Semab Tariq deletes a significant amount of data:
In today’s blog, we will discuss another crucial aspect of time-series data management: massive delete operations.
As your data grows over time, older records often lose their relevance but continue to occupy valuable disk space, potentially increasing storage costs and might degrade the performance if not managed well.
Let’s walk through some strategies to clean up or downsample aged data in TimescaleDB, helping you maintain a lean, efficient, and cost-effective database.
The “or downsample” is huge, by the way: as a simple example, suppose you collect one record every millisecond, or 1000 per second. Say that we have a date+time and a few floating point numbers that add up to 40 bytes per record. If we have a year of data at that grain, we have 40 bytes/record * 1000 records/second * 3600 seconds/hour * 24 hours/day * 365.25 days/year, or 1,262,304,000,000 bytes/year. That’s ~1.15 terabytes of data per year, assuming no compression (which there actually is, but whatever).
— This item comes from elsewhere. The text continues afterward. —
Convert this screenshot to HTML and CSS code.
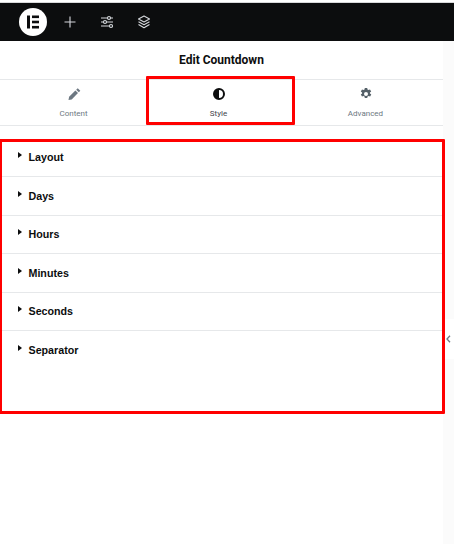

By contrast, if you keep millisecond-level data for a week, second-level for 3 weeks, and minute-level for the remaining year, you have:
40 bytes/record * 1000 records/second * 3600 seconds/hour * 24 hours/day * 7 days/week * 1 week = 22.53 gigabytes
40 bytes/record * 1 record/second * 3600 seconds/hour * 24 hours/day * 7 days/week * 3 weeks = 69 megabytes
40 bytes/record * 1 record/minute * 60 minutes/hour * 24 hours/day * 337.25 days = 18.5 megabytes
And for most cases, we only need the lowest level of granularity for a relatively short amount of time. After that, we typically care more about how the current data looks versus older data, for the purposes of trending.